PROBLEM: Scan the listing below for the word "this" and state how many lines hold it. Write nothing but the number.

INPUT ROWS:
------------------------------------------------------------
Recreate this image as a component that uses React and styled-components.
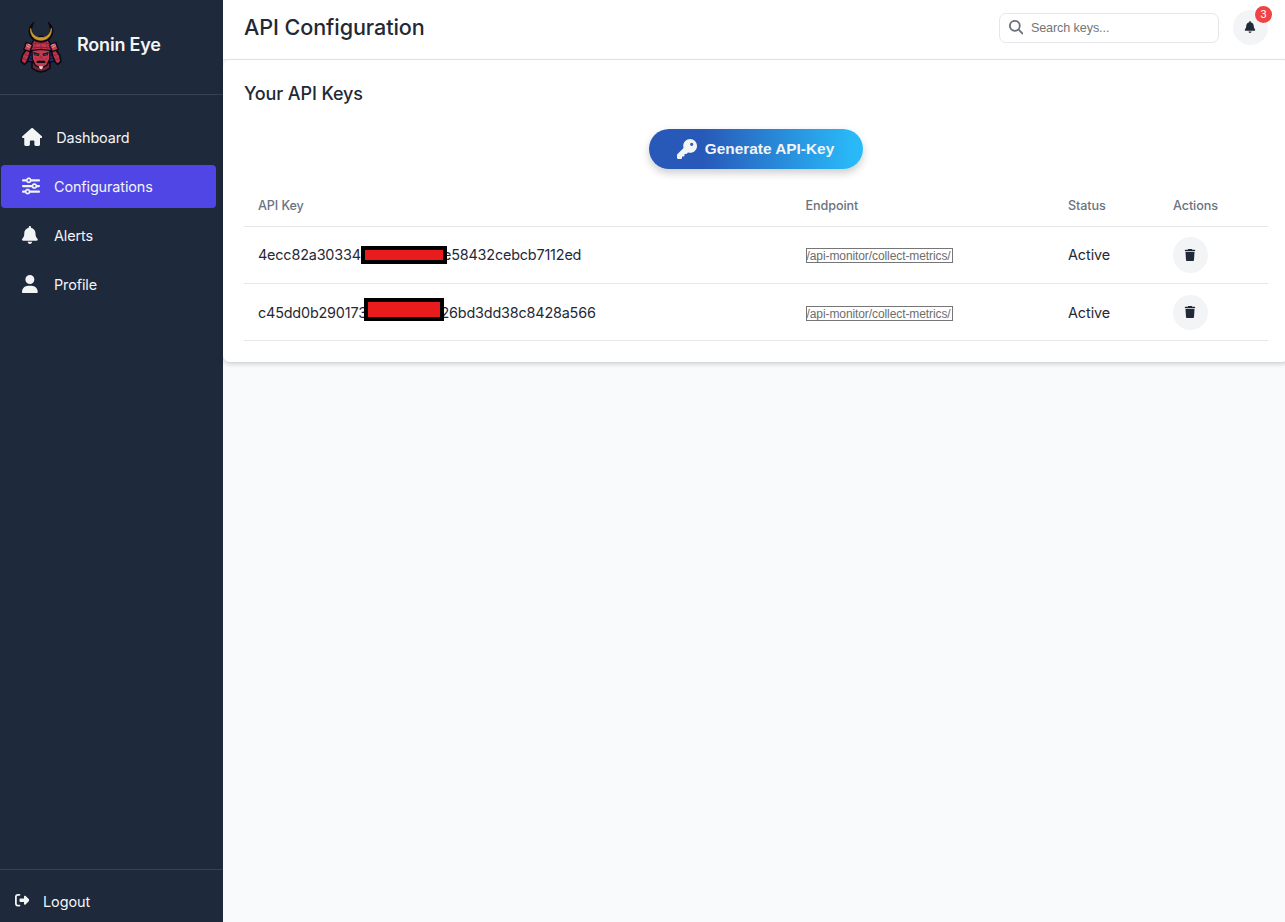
------------------------------------------------------------
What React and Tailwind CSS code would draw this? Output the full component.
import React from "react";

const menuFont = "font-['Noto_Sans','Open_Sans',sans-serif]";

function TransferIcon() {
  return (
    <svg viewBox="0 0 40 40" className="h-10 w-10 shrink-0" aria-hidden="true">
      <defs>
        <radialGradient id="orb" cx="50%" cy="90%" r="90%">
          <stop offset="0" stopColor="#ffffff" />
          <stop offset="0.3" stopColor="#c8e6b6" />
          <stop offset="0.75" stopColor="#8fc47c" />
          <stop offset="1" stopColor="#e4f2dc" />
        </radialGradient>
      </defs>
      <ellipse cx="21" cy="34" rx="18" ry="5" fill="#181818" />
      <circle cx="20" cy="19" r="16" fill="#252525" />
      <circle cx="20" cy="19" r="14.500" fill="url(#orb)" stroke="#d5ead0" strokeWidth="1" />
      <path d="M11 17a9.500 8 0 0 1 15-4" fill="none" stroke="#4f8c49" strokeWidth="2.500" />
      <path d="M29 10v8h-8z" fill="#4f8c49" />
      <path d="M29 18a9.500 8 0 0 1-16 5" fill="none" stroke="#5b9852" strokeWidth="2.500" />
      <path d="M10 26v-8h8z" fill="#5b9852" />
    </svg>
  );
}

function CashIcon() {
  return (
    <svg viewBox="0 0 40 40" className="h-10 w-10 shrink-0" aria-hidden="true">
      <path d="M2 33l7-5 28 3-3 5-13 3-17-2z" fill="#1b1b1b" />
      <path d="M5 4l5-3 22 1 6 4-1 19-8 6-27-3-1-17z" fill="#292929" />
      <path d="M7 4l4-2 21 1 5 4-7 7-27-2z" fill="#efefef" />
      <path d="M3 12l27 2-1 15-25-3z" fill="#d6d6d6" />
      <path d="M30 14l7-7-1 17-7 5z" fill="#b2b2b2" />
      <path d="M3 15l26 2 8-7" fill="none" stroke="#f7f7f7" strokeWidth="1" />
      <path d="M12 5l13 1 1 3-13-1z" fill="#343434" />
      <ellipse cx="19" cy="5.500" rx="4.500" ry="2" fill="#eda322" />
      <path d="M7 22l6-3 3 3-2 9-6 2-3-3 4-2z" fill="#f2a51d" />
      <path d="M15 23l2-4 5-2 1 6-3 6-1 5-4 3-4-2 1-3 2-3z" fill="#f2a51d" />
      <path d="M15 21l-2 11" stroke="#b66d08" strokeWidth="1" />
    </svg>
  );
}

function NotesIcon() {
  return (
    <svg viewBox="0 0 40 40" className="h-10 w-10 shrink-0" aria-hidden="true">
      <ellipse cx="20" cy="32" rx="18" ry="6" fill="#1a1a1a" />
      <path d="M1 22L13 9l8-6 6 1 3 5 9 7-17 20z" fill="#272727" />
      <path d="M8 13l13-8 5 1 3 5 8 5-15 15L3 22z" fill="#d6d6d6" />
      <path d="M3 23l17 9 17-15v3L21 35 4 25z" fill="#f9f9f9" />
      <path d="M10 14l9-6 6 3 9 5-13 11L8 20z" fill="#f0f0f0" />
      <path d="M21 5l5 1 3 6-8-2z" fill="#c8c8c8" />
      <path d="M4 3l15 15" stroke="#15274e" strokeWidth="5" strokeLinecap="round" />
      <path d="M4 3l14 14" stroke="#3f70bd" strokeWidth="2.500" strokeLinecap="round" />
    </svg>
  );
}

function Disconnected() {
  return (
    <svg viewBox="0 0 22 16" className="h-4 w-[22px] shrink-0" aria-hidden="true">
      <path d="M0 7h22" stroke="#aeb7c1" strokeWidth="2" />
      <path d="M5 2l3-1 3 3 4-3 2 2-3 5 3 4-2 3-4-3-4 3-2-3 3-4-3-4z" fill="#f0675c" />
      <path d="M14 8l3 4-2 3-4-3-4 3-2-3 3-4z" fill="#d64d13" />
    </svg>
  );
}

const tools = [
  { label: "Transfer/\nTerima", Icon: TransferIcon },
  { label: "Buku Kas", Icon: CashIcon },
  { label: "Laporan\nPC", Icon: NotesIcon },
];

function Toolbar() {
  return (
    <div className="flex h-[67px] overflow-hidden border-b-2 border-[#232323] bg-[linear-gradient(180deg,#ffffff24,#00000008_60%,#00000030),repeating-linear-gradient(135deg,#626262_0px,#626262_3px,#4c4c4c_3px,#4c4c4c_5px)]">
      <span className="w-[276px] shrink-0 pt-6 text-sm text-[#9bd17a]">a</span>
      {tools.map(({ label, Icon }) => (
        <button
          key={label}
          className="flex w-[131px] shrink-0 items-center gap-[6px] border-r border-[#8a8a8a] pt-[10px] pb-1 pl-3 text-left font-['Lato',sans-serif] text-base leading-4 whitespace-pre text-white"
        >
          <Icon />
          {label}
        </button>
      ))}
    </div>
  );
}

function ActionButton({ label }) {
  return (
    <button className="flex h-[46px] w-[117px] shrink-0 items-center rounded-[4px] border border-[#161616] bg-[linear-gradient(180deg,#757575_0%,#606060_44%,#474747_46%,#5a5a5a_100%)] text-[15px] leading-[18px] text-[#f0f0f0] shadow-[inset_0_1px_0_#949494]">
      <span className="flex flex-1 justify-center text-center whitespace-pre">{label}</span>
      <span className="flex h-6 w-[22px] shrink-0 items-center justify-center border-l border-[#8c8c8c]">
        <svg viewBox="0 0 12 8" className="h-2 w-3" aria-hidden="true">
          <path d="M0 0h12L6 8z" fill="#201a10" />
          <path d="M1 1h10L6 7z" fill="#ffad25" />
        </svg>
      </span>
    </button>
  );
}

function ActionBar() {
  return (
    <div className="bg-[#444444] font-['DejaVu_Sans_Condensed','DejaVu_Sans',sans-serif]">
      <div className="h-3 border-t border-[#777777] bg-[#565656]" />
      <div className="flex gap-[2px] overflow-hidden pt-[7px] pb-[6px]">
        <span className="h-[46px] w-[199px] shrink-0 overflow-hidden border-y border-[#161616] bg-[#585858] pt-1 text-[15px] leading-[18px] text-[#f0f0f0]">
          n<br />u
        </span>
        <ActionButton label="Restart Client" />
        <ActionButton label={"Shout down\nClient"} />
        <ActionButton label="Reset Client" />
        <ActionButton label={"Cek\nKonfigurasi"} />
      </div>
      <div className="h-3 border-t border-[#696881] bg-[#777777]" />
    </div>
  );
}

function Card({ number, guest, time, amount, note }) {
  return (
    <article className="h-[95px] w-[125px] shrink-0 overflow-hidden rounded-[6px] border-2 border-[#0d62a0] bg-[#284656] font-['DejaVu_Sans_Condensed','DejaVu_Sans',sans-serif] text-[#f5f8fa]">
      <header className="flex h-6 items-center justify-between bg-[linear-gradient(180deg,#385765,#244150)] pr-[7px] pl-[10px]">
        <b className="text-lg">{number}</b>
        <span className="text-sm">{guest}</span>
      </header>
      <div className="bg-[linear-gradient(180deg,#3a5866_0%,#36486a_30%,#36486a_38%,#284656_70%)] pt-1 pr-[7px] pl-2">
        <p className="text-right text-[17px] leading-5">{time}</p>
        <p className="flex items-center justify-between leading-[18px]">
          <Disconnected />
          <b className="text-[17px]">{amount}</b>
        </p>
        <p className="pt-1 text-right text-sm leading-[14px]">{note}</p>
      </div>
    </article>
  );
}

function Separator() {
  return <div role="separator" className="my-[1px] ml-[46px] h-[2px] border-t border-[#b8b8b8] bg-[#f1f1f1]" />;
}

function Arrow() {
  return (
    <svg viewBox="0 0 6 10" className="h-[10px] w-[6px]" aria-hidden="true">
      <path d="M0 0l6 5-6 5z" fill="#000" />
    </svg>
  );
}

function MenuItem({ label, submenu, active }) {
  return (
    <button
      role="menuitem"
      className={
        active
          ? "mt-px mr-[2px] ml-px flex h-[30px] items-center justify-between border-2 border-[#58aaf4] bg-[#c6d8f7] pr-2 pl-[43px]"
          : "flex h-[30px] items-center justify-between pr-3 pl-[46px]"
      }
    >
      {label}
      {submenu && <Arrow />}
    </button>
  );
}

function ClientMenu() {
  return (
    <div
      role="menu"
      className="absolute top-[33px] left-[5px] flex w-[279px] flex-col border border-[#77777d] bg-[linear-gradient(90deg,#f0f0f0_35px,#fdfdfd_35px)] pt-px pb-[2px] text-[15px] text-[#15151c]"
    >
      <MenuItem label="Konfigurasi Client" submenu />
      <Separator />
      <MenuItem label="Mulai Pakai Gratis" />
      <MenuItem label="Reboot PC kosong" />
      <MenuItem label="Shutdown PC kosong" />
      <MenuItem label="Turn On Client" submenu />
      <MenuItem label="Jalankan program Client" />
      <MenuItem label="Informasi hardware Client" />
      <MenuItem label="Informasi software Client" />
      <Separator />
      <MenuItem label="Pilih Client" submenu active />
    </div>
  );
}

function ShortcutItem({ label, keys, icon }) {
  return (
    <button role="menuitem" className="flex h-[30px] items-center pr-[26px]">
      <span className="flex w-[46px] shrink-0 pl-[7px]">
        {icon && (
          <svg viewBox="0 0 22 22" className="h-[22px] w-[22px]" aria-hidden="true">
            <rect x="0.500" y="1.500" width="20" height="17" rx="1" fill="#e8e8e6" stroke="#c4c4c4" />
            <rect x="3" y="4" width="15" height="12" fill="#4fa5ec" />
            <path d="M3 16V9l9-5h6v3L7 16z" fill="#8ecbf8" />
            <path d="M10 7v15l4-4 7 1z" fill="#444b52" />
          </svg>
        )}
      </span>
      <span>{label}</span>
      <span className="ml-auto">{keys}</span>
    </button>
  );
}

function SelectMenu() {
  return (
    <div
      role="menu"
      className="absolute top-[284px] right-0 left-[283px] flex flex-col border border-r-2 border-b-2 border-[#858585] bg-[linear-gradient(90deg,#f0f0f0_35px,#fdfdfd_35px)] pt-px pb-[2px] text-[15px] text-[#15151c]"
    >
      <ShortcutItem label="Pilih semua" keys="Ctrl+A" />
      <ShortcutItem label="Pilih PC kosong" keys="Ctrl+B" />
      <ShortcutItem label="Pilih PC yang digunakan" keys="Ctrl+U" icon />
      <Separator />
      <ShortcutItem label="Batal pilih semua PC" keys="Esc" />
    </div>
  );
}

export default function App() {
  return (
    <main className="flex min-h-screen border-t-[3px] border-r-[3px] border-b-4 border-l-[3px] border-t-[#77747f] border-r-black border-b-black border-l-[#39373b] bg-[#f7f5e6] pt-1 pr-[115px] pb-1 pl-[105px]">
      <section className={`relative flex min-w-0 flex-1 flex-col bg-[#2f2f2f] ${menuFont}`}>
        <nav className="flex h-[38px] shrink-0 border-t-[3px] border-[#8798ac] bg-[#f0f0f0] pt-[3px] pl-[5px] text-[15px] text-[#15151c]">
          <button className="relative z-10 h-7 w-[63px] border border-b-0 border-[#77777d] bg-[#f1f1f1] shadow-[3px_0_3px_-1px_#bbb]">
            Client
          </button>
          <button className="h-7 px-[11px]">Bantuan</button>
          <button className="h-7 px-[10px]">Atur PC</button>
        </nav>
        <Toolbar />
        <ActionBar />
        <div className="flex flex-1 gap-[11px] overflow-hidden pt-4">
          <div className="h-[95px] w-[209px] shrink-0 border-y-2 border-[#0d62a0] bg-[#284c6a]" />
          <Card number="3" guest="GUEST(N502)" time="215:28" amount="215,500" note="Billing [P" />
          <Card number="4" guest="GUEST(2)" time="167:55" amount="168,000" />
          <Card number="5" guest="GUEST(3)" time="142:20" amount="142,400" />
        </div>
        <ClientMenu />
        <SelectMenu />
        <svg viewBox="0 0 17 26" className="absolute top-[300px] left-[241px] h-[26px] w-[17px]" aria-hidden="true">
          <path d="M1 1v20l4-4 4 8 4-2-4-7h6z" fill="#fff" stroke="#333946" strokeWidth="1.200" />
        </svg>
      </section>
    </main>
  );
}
------------------------------------------------------------
REPLY TO THE TASK: 2